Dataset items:
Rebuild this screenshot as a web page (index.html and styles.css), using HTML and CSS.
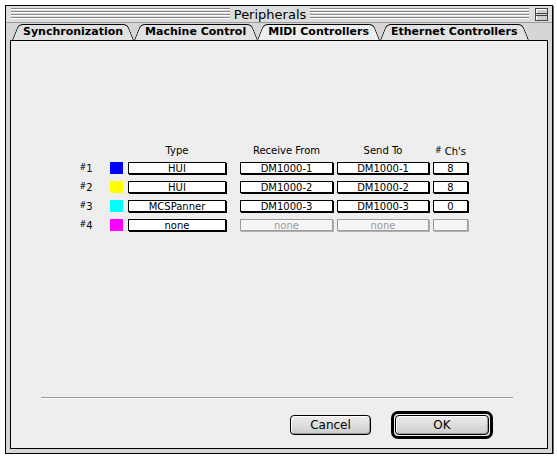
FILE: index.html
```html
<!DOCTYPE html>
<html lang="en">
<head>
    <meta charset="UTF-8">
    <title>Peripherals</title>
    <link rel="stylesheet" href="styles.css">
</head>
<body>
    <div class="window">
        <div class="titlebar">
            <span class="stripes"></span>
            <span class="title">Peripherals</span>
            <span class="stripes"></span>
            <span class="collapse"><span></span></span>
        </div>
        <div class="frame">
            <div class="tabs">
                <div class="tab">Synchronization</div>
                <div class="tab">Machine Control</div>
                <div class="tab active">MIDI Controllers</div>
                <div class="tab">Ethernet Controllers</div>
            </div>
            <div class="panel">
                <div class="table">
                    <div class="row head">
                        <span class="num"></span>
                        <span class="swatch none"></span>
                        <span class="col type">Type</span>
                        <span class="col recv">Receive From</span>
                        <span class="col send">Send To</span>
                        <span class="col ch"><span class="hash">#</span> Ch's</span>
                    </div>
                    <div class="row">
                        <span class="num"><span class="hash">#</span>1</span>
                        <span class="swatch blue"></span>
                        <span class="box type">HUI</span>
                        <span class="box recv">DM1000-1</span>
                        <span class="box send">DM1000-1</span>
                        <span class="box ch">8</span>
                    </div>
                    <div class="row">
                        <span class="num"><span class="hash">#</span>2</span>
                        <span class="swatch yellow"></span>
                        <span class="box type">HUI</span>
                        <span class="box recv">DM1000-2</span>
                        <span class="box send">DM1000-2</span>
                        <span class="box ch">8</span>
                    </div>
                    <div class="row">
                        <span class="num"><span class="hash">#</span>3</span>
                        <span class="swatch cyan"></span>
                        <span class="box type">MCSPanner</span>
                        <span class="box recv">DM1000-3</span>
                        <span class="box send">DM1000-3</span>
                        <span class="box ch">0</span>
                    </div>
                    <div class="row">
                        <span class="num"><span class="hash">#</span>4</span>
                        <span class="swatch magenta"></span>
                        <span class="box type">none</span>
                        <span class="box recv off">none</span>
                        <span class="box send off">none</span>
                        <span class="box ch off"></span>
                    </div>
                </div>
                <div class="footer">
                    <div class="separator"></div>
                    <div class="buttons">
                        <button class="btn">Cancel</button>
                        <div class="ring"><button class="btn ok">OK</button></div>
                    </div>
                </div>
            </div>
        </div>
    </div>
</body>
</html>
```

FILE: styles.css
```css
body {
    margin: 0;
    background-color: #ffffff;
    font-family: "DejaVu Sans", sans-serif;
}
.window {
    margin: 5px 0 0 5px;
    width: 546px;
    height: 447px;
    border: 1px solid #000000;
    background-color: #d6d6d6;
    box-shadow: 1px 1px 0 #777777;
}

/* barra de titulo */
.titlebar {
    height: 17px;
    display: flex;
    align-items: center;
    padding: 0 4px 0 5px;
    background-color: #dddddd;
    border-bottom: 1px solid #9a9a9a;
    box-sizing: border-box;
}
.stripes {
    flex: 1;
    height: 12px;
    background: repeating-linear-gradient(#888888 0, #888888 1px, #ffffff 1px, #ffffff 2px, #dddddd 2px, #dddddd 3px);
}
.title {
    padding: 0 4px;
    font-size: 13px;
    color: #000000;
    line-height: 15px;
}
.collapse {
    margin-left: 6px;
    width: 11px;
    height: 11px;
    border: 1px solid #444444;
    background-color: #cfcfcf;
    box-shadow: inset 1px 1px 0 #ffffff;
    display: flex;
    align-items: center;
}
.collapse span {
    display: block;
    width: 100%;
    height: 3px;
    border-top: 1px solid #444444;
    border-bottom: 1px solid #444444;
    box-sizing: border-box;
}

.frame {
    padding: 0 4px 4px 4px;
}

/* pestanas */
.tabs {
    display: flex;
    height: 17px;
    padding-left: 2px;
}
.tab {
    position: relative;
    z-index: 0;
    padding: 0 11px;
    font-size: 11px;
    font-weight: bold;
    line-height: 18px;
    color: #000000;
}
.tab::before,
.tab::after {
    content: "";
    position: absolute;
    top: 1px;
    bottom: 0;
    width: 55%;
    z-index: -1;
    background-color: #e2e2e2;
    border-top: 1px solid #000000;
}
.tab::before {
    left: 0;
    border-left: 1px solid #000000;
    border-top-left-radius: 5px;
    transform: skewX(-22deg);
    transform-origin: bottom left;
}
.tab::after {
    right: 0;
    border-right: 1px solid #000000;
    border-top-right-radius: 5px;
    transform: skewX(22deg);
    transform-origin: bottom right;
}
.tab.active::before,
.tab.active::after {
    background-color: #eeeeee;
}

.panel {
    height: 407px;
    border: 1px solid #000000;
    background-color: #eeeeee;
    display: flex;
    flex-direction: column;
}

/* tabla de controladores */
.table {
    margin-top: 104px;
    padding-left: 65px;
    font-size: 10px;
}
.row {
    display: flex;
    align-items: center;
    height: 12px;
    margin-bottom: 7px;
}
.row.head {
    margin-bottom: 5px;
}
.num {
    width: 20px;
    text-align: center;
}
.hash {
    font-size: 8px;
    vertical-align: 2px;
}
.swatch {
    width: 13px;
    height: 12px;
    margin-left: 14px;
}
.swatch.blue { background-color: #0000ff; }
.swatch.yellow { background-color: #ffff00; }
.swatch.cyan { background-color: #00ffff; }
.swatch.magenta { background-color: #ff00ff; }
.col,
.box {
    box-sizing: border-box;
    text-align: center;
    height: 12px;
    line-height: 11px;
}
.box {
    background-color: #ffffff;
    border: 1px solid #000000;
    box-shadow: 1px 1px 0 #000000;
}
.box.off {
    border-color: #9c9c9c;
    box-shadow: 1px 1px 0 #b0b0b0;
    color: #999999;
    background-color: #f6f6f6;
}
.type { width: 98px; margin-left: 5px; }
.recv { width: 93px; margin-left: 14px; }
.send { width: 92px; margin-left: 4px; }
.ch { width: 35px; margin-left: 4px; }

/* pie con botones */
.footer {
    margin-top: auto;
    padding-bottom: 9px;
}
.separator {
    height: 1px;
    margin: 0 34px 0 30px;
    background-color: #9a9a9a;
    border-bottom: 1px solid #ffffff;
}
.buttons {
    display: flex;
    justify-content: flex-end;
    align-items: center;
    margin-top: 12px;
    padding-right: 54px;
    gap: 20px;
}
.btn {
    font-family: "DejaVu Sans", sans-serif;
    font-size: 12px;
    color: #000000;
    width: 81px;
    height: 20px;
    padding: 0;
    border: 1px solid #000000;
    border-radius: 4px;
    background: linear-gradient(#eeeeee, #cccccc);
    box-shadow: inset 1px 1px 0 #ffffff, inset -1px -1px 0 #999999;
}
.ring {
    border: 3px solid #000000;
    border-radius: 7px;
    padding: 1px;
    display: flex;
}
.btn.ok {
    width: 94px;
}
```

---

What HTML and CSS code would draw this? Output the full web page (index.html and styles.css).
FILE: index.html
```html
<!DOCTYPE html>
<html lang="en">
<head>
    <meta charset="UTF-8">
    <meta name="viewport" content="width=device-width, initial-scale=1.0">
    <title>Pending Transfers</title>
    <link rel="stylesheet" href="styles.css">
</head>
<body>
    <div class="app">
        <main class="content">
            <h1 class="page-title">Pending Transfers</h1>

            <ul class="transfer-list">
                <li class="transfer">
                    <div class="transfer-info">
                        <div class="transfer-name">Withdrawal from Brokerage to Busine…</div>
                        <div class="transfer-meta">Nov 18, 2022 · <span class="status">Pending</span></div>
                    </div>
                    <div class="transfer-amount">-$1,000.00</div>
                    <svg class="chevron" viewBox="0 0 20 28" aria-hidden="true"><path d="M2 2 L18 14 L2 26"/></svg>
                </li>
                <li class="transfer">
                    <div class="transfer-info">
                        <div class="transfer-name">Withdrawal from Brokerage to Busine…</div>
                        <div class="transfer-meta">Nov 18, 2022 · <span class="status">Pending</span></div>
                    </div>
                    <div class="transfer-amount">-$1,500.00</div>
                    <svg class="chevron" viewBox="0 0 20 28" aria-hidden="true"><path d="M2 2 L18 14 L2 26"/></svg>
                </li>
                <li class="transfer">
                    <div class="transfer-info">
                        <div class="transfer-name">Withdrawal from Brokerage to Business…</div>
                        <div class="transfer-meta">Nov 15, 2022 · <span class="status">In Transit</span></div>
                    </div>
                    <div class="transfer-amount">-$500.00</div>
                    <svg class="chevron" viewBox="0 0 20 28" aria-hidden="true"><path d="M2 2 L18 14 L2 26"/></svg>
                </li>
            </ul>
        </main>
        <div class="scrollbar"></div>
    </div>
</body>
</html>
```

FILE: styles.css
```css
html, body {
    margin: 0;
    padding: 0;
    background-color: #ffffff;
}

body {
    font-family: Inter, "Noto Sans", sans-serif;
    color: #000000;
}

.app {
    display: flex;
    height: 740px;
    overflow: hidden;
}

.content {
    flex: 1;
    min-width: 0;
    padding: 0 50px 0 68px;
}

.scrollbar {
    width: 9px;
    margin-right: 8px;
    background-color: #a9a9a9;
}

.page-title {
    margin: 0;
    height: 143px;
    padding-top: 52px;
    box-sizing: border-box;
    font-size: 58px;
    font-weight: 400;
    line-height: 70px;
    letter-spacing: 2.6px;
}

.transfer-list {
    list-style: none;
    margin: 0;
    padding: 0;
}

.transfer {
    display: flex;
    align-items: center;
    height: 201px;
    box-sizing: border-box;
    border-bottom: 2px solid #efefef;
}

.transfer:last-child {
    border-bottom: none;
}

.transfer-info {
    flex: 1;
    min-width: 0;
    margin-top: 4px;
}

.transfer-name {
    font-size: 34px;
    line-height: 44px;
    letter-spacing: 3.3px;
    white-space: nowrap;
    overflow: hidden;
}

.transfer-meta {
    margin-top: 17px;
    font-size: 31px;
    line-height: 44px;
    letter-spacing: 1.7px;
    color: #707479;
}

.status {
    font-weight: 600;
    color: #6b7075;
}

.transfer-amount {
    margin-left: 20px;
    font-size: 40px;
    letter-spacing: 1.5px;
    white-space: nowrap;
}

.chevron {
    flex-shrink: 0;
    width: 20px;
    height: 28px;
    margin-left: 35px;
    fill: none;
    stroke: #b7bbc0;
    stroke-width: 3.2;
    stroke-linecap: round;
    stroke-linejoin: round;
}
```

### GIVEN REQUEST
Collect every line with the string "this" from the records, and copy each.

### WRITTEN ANSWER
Rebuild this screenshot as a web page (index.html and styles.css), using HTML and CSS.
What HTML and CSS code would draw this? Output the full web page (index.html and styles.css).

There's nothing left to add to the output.